自2013年12月起,原快速阅读将改为长篇阅读,篇章长度和难度不变。考生对这一改革都很不适应,现在就需要去做历年真题来初步掌握了,一起来看一下这篇13年12月英语六级阅读真题:长篇阅读(卷三)吧!
Section B
Directions: In this section, you are going to read a passage with ten statements attached to it. Each statement contains information given in one of the paragraphs. Identify the paragraph from which the information is derived. You may choose a paragraph more than once. Each paragraph is marked with a letter. Answer the questions by marking the corresponding letter on Answer Sheet 2.
A Mess on the Ladder of Success
A) Throughout American history there has almost always been at least one central economic narrative that gave the ambitious or unsatisfied reason to pack up and seek their fortune elsewhere. For the first 300 or so years of European settlement, the story was about moving outward: getting immigrants to the continent and then to the frontier to clear the prairies (大草原),drain the wetlands and build new cities.

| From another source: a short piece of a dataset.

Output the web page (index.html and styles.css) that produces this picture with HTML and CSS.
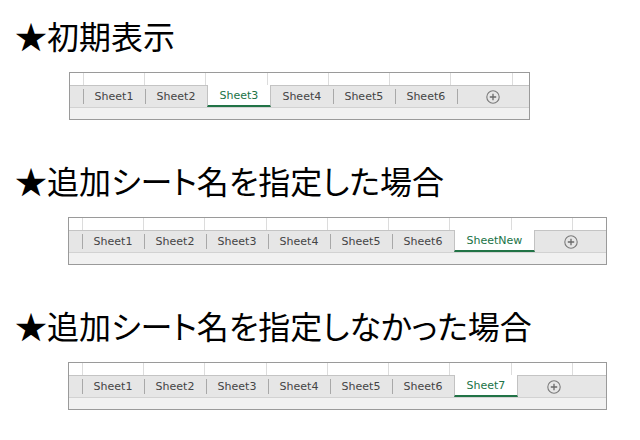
FILE: index.html
```html
<!DOCTYPE html>
<html lang="ja">
<head>
    <meta charset="UTF-8">
    <title>シート追加</title>
    <link rel="stylesheet" href="styles.css">
</head>
<body>
<div class="page">
    <!-- 初期表示 -->
    <section class="case">
        <h2 class="case-title">★初期表示</h2>
        <div class="sheet sheet-short">
            <div class="grid-row">
                <span class="cell head"></span>
                <span class="cell"></span><span class="cell"></span><span class="cell"></span><span class="cell"></span>
                <span class="cell"></span><span class="cell"></span><span class="cell"></span><span class="cell"></span>
            </div>
            <div class="tabbar">
                <span class="lead"></span>
                <span class="tab">Sheet1</span>
                <span class="tab">Sheet2</span>
                <span class="tab active">Sheet3</span>
                <span class="tab">Sheet4</span>
                <span class="tab">Sheet5</span>
                <span class="tab">Sheet6</span>
                <span class="add">
                    <svg width="14" height="14" viewBox="0 0 14 14"><circle cx="7" cy="7" r="6.2" fill="none" stroke="#7a7a7a" stroke-width="1.1"/><path d="M7 3.8v6.4M3.8 7h6.4" stroke="#6a6a6a" stroke-width="1.3"/></svg>
                </span>
            </div>
            <div class="strip"></div>
        </div>
    </section>

    <!-- 追加シート名を指定した場合 -->
    <section class="case">
        <h2 class="case-title">★追加シート名を指定した場合</h2>
        <div class="sheet">
            <div class="grid-row">
                <span class="cell head"></span>
                <span class="cell"></span><span class="cell"></span><span class="cell"></span><span class="cell"></span>
                <span class="cell"></span><span class="cell"></span><span class="cell"></span><span class="cell"></span>
                <span class="cell"></span>
            </div>
            <div class="tabbar">
                <span class="lead"></span>
                <span class="tab">Sheet1</span>
                <span class="tab">Sheet2</span>
                <span class="tab">Sheet3</span>
                <span class="tab">Sheet4</span>
                <span class="tab">Sheet5</span>
                <span class="tab">Sheet6</span>
                <span class="tab active">SheetNew</span>
                <span class="add">
                    <svg width="14" height="14" viewBox="0 0 14 14"><circle cx="7" cy="7" r="6.2" fill="none" stroke="#7a7a7a" stroke-width="1.1"/><path d="M7 3.8v6.4M3.8 7h6.4" stroke="#6a6a6a" stroke-width="1.3"/></svg>
                </span>
            </div>
            <div class="strip"></div>
        </div>
    </section>

    <!-- 追加シート名を指定しなかった場合 -->
    <section class="case">
        <h2 class="case-title">★追加シート名を指定しなかった場合</h2>
        <div class="sheet">
            <div class="grid-row">
                <span class="cell head"></span>
                <span class="cell"></span><span class="cell"></span><span class="cell"></span><span class="cell"></span>
                <span class="cell"></span><span class="cell"></span><span class="cell"></span><span class="cell"></span>
                <span class="cell"></span>
            </div>
            <div class="tabbar">
                <span class="lead"></span>
                <span class="tab">Sheet1</span>
                <span class="tab">Sheet2</span>
                <span class="tab">Sheet3</span>
                <span class="tab">Sheet4</span>
                <span class="tab">Sheet5</span>
                <span class="tab">Sheet6</span>
                <span class="tab active">Sheet7</span>
                <span class="add">
                    <svg width="14" height="14" viewBox="0 0 14 14"><circle cx="7" cy="7" r="6.2" fill="none" stroke="#7a7a7a" stroke-width="1.1"/><path d="M7 3.8v6.4M3.8 7h6.4" stroke="#6a6a6a" stroke-width="1.3"/></svg>
                </span>
            </div>
            <div class="strip"></div>
        </div>
    </section>
</div>
</body>
</html>
```

FILE: styles.css
```css
* {
    margin: 0;
    padding: 0;
    box-sizing: border-box;
}

body {
    background-color: #fff;
    font-family: "Noto Sans CJK JP", "Noto Sans", sans-serif;
}

.page {
    padding-top: 19px;
}

/* 見出し＋シート */
.case {
    height: 145px;
}

.case-title {
    font-size: 32px;
    font-weight: normal;
    line-height: 32px;
    color: #000;
    padding-left: 15px;
    margin-bottom: 21px;
    /* かなを詰める */
    font-feature-settings: "palt";
}

/* Excel風のシート領域 */
.sheet {
    width: 539px;
    margin-left: 68px;
    border: 1px solid #9a9a9a;
    overflow: hidden;
}

.sheet-short {
    width: 461px;
    margin-left: 69px;
}

/* 上のセル行 */
.grid-row {
    display: flex;
    height: 12px;
    background-color: #fff;
}

.cell {
    flex: none;
    width: 61.3px;
    border-right: 1px solid #dcdcdc;
}

.cell.head {
    width: 13.7px;
}

/* シート見出しバー */
.tabbar {
    display: flex;
    height: 23px;
    background-color: #e6e6e6;
    border-top: 1px solid #c4c4c4;
    border-bottom: 1px solid #d2d2d2;
    font-family: "DejaVu Sans", sans-serif;
    font-size: 11px;
    color: #444;
}

.lead {
    flex: none;
    width: 13px;
}

.tab {
    flex: none;
    min-width: 62px;
    padding: 0 11.5px;
    display: flex;
    align-items: center;
    justify-content: center;
    white-space: nowrap;
    /* 左の区切り線 */
    background: linear-gradient(#a8a8a8, #a8a8a8) left center / 1px 15px no-repeat;
}

.tab.active {
    margin-top: -1px;
    background: #fff;
    color: #217346;
    border-left: 1px solid #c2c2c2;
    border-right: 1px solid #c2c2c2;
    border-bottom: 2px solid #217346;
    padding-top: 1px;
}

.tab.active + .tab,
.tab.active + .add {
    background-image: none;
}

.add {
    flex: none;
    width: 72px;
    display: flex;
    align-items: center;
    justify-content: center;
    background: linear-gradient(#a8a8a8, #a8a8a8) left center / 1px 15px no-repeat;
}

.add svg {
    display: block;
}

/* 下の帯 */
.strip {
    height: 11px;
    background-color: #f1f1f1;
}
```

B) By the end of the 19th century, as the frontier vanished, the US had a mild panic attack. What would this energetic, enterprising country be without new lands to conquer? Some people, such as Teddy Roosevelt, decided to keep on conquering (Cuba, the Philippines, etc.), but eventually, in industrialization, the US found a new narrative of economic mobility at home. From the 1890s to the 1960s, people moved from farm to city, first in the North and then in the South. In fact, by the 1950s, there was enough prosperity and white-collar work that many began to move to the suburbs. As the population aged, there was also a shift from the cold Rust Belt to the comforts of the Sun Belt. We think of this as an old person's migration, but it created many jobs for the young in construction and health care, not to mention tourism, retail and restaurants.

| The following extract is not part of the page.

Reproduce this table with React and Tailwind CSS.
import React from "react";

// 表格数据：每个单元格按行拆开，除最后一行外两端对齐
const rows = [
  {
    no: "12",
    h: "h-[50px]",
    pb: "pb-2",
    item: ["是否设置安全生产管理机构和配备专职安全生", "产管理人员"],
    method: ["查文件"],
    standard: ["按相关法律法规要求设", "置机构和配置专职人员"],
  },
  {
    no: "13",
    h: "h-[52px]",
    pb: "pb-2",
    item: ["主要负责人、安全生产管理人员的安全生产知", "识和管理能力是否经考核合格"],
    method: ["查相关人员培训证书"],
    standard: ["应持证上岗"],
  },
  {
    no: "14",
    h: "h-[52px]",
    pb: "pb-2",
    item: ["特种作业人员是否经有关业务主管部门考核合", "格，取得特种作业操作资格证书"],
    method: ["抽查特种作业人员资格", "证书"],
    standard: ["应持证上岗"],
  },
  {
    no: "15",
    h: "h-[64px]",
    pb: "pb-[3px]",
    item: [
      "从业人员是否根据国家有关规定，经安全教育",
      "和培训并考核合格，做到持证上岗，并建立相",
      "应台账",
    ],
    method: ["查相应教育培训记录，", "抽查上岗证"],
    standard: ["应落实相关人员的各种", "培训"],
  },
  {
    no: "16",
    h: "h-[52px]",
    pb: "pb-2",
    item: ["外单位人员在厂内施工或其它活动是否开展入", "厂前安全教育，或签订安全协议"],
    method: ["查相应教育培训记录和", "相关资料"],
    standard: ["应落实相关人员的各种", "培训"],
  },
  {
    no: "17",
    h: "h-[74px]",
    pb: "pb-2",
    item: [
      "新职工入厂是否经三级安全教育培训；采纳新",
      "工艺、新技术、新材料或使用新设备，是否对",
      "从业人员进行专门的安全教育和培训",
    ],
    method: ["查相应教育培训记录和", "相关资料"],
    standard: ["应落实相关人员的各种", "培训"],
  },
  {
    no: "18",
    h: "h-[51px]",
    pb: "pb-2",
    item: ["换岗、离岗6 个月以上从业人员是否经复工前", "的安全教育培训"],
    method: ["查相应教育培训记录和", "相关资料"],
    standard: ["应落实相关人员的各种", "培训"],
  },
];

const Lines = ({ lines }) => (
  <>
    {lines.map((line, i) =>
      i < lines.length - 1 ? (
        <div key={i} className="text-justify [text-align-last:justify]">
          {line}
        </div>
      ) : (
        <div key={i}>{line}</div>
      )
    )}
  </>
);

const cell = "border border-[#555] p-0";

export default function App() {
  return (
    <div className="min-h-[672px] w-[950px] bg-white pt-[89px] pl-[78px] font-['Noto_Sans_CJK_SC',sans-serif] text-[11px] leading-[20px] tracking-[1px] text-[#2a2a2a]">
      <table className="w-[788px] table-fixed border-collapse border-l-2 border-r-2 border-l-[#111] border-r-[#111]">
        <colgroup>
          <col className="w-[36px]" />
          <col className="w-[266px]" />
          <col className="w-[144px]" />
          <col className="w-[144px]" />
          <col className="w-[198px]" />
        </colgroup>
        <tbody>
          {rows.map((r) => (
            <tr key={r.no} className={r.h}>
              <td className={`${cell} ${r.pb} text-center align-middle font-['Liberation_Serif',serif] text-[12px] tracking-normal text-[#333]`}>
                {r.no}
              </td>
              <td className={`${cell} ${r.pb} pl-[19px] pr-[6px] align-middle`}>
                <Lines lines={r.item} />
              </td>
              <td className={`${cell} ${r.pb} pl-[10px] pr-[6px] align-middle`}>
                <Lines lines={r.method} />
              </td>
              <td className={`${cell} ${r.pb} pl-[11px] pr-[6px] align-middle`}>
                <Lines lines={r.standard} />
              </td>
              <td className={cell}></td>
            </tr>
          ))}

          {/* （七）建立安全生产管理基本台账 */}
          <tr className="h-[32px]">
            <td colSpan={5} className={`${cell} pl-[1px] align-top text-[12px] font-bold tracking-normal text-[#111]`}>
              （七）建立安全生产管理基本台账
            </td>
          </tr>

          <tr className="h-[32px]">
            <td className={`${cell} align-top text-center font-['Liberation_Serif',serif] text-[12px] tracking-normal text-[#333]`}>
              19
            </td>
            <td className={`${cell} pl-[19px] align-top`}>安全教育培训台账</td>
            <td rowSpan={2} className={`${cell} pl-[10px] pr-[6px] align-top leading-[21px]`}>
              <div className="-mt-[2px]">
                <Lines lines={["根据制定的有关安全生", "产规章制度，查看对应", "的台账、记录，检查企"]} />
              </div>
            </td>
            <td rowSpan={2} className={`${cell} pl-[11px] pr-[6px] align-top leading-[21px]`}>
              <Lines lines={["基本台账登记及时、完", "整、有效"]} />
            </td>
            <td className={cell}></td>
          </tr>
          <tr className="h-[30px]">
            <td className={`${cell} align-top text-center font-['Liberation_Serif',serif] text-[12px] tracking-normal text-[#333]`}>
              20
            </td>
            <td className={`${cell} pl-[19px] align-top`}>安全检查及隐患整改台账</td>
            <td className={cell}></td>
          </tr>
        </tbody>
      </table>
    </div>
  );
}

C) For the last 20 years--- from the end of the cold war through two burst bubbles in a single decade----the US has been casting about for its next economic narrative. And now it is experiencing another period of panic, which is bad news for much of the workforce but particularly for its youngest members.

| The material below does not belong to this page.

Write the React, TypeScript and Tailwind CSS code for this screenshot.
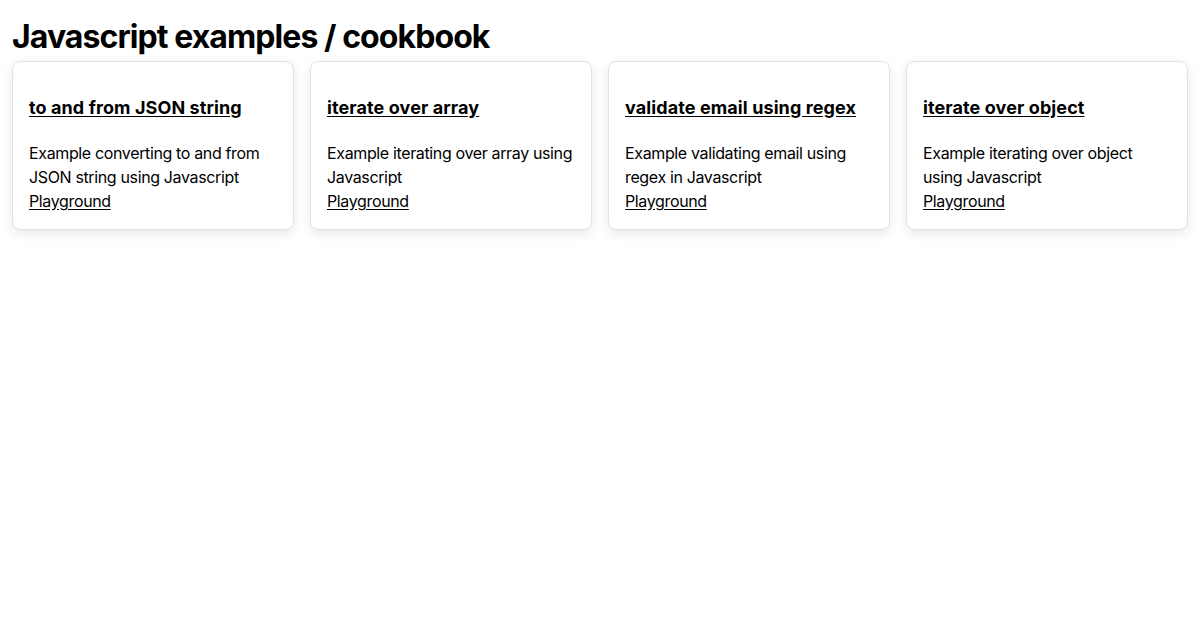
const examples = [
  {
    title: "to and from JSON string",
    description: "Example converting to and from JSON string using Javascript",
  },
  {
    title: "iterate over array",
    description: "Example iterating over array using Javascript",
  },
  {
    title: "validate email using regex",
    description: "Example validating email using regex in Javascript",
  },
  {
    title: "iterate over object",
    description: "Example iterating over object using Javascript",
  },
];

function ExampleCard({ title, description }: { title: string; description: string }) {
  return (
    <div className="rounded-lg border border-[#e2e2e6] bg-white p-4 shadow-[0_4px_12px_rgba(0,0,0,0.09)]">
      <h3 className="mt-[19px] text-[18px] font-bold leading-[22px] tracking-[0.1px]">
        <a href="#" className="underline underline-offset-2">
          {title}
        </a>
      </h3>
      <p className="mt-[22px] text-base leading-6 tracking-[-0.36px]">{description}</p>
      <a
        href="#"
        className="block text-base leading-6 tracking-[-0.36px] underline underline-offset-2"
      >
        Playground
      </a>
    </div>
  );
}

export default function App() {
  return (
    <div
      className="min-h-[630px] bg-white px-3 text-black"
      style={{ fontFamily: "Inter, 'Liberation Sans', sans-serif" }}
    >
      <h1 className="pt-[17px] text-[32px] font-bold leading-10 tracking-[-0.92px]">
        Javascript examples / cookbook
      </h1>
      <div className="mt-1 grid grid-cols-4 gap-4">
        {examples.map((e) => (
          <ExampleCard key={e.title} title={e.title} description={e.description} />
        ))}
      </div>
    </div>
  );
}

D) The US has always been a remarkably mobile country, but new data from the Census Bureau indicate that mobility has reached its lowest level in recorded history. Sure, some people are stuck in homes valued at less than their mortgages (抵押货款),but many young people—who don’t own homes and don’t yet have families-are staying put, too. This suggests, among other things, that people aren't packing up for new economic opportunities the way they used to. Rather than dividing the country into the 1 presenters versus (与……相对)everyone else, the split in our economy is really between two other classes: the mobile and immobile.